[Pages as source code]
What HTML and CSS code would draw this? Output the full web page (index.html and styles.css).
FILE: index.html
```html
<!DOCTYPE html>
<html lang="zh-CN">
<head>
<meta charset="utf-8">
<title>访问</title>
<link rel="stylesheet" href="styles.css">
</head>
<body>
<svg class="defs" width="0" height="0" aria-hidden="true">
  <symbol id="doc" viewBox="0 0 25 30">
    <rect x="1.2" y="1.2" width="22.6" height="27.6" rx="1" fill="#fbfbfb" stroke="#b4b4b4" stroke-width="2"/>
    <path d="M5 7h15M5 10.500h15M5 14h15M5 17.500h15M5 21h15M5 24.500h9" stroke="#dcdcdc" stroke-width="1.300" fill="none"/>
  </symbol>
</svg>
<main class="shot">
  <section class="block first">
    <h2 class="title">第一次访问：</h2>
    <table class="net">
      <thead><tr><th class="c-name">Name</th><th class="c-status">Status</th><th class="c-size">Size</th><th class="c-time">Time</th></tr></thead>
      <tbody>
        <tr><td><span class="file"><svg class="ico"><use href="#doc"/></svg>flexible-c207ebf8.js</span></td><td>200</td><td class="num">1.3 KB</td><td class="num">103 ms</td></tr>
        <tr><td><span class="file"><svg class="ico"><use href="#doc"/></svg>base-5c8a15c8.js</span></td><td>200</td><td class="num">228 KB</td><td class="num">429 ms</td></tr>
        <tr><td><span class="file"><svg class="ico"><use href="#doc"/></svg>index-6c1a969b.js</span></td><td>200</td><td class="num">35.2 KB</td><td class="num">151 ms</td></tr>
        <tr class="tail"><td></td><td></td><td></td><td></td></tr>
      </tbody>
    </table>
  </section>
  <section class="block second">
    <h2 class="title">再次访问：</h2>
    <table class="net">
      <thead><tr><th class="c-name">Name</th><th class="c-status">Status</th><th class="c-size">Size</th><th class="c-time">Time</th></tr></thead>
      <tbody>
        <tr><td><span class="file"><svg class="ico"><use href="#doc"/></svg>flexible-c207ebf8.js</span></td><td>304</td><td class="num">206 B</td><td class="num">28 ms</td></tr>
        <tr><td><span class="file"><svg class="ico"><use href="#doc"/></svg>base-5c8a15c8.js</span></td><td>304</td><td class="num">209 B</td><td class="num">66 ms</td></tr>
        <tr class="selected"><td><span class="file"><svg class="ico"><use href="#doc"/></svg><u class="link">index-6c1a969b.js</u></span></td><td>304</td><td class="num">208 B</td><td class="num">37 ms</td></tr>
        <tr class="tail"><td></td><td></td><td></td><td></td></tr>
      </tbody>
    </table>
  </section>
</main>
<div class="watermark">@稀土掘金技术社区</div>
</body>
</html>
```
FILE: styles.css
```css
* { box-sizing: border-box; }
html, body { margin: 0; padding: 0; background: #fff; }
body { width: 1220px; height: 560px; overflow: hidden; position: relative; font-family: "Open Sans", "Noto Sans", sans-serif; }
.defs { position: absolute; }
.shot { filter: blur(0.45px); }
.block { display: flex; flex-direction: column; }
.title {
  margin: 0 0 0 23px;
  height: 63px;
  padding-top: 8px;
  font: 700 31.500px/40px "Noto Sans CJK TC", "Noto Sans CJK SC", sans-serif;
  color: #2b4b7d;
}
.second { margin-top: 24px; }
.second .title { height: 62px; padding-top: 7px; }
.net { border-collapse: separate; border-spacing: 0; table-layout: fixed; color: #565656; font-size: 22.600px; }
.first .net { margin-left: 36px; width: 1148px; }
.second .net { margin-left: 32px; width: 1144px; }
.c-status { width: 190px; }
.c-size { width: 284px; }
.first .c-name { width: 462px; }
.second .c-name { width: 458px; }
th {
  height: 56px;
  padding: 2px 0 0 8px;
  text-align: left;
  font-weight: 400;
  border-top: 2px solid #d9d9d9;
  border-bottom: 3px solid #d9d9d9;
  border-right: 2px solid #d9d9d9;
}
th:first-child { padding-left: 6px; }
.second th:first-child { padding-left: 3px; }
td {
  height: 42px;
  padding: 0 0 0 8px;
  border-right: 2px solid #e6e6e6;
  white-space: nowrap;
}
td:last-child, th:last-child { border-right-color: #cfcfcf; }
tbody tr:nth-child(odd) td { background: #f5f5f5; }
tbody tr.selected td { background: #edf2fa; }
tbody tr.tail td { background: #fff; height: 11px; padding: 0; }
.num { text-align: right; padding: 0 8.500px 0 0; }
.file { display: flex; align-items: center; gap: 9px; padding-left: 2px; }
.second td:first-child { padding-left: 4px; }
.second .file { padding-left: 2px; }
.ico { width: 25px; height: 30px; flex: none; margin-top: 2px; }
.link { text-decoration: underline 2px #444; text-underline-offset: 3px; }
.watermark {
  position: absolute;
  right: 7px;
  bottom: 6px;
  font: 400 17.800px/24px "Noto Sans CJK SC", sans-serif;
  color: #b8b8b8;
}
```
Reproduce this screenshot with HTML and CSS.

■ Task goal ■
Working from the material above, retype it in its entirety without change.

■ Response ■
What HTML and CSS code would draw this? Output the full web page (index.html and styles.css).
FILE: index.html
```html
<!DOCTYPE html>
<html lang="zh-CN">
<head>
<meta charset="utf-8">
<title>访问</title>
<link rel="stylesheet" href="styles.css">
</head>
<body>
<svg class="defs" width="0" height="0" aria-hidden="true">
  <symbol id="doc" viewBox="0 0 25 30">
    <rect x="1.2" y="1.2" width="22.6" height="27.6" rx="1" fill="#fbfbfb" stroke="#b4b4b4" stroke-width="2"/>
    <path d="M5 7h15M5 10.500h15M5 14h15M5 17.500h15M5 21h15M5 24.500h9" stroke="#dcdcdc" stroke-width="1.300" fill="none"/>
  </symbol>
</svg>
<main class="shot">
  <section class="block first">
    <h2 class="title">第一次访问：</h2>
    <table class="net">
      <thead><tr><th class="c-name">Name</th><th class="c-status">Status</th><th class="c-size">Size</th><th class="c-time">Time</th></tr></thead>
      <tbody>
        <tr><td><span class="file"><svg class="ico"><use href="#doc"/></svg>flexible-c207ebf8.js</span></td><td>200</td><td class="num">1.3 KB</td><td class="num">103 ms</td></tr>
        <tr><td><span class="file"><svg class="ico"><use href="#doc"/></svg>base-5c8a15c8.js</span></td><td>200</td><td class="num">228 KB</td><td class="num">429 ms</td></tr>
        <tr><td><span class="file"><svg class="ico"><use href="#doc"/></svg>index-6c1a969b.js</span></td><td>200</td><td class="num">35.2 KB</td><td class="num">151 ms</td></tr>
        <tr class="tail"><td></td><td></td><td></td><td></td></tr>
      </tbody>
    </table>
  </section>
  <section class="block second">
    <h2 class="title">再次访问：</h2>
    <table class="net">
      <thead><tr><th class="c-name">Name</th><th class="c-status">Status</th><th class="c-size">Size</th><th class="c-time">Time</th></tr></thead>
      <tbody>
        <tr><td><span class="file"><svg class="ico"><use href="#doc"/></svg>flexible-c207ebf8.js</span></td><td>304</td><td class="num">206 B</td><td class="num">28 ms</td></tr>
        <tr><td><span class="file"><svg class="ico"><use href="#doc"/></svg>base-5c8a15c8.js</span></td><td>304</td><td class="num">209 B</td><td class="num">66 ms</td></tr>
        <tr class="selected"><td><span class="file"><svg class="ico"><use href="#doc"/></svg><u class="link">index-6c1a969b.js</u></span></td><td>304</td><td class="num">208 B</td><td class="num">37 ms</td></tr>
        <tr class="tail"><td></td><td></td><td></td><td></td></tr>
      </tbody>
    </table>
  </section>
</main>
<div class="watermark">@稀土掘金技术社区</div>
</body>
</html>
```
FILE: styles.css
```css
* { box-sizing: border-box; }
html, body { margin: 0; padding: 0; background: #fff; }
body { width: 1220px; height: 560px; overflow: hidden; position: relative; font-family: "Open Sans", "Noto Sans", sans-serif; }
.defs { position: absolute; }
.shot { filter: blur(0.45px); }
.block { display: flex; flex-direction: column; }
.title {
  margin: 0 0 0 23px;
  height: 63px;
  padding-top: 8px;
  font: 700 31.500px/40px "Noto Sans CJK TC", "Noto Sans CJK SC", sans-serif;
  color: #2b4b7d;
}
.second { margin-top: 24px; }
.second .title { height: 62px; padding-top: 7px; }
.net { border-collapse: separate; border-spacing: 0; table-layout: fixed; color: #565656; font-size: 22.600px; }
.first .net { margin-left: 36px; width: 1148px; }
.second .net { margin-left: 32px; width: 1144px; }
.c-status { width: 190px; }
.c-size { width: 284px; }
.first .c-name { width: 462px; }
.second .c-name { width: 458px; }
th {
  height: 56px;
  padding: 2px 0 0 8px;
  text-align: left;
  font-weight: 400;
  border-top: 2px solid #d9d9d9;
  border-bottom: 3px solid #d9d9d9;
  border-right: 2px solid #d9d9d9;
}
th:first-child { padding-left: 6px; }
.second th:first-child { padding-left: 3px; }
td {
  height: 42px;
  padding: 0 0 0 8px;
  border-right: 2px solid #e6e6e6;
  white-space: nowrap;
}
td:last-child, th:last-child { border-right-color: #cfcfcf; }
tbody tr:nth-child(odd) td { background: #f5f5f5; }
tbody tr.selected td { background: #edf2fa; }
tbody tr.tail td { background: #fff; height: 11px; padding: 0; }
.num { text-align: right; padding: 0 8.500px 0 0; }
.file { display: flex; align-items: center; gap: 9px; padding-left: 2px; }
.second td:first-child { padding-left: 4px; }
.second .file { padding-left: 2px; }
.ico { width: 25px; height: 30px; flex: none; margin-top: 2px; }
.link { text-decoration: underline 2px #444; text-underline-offset: 3px; }
.watermark {
  position: absolute;
  right: 7px;
  bottom: 6px;
  font: 400 17.800px/24px "Noto Sans CJK SC", sans-serif;
  color: #b8b8b8;
}
```
Reproduce this screenshot with HTML and CSS.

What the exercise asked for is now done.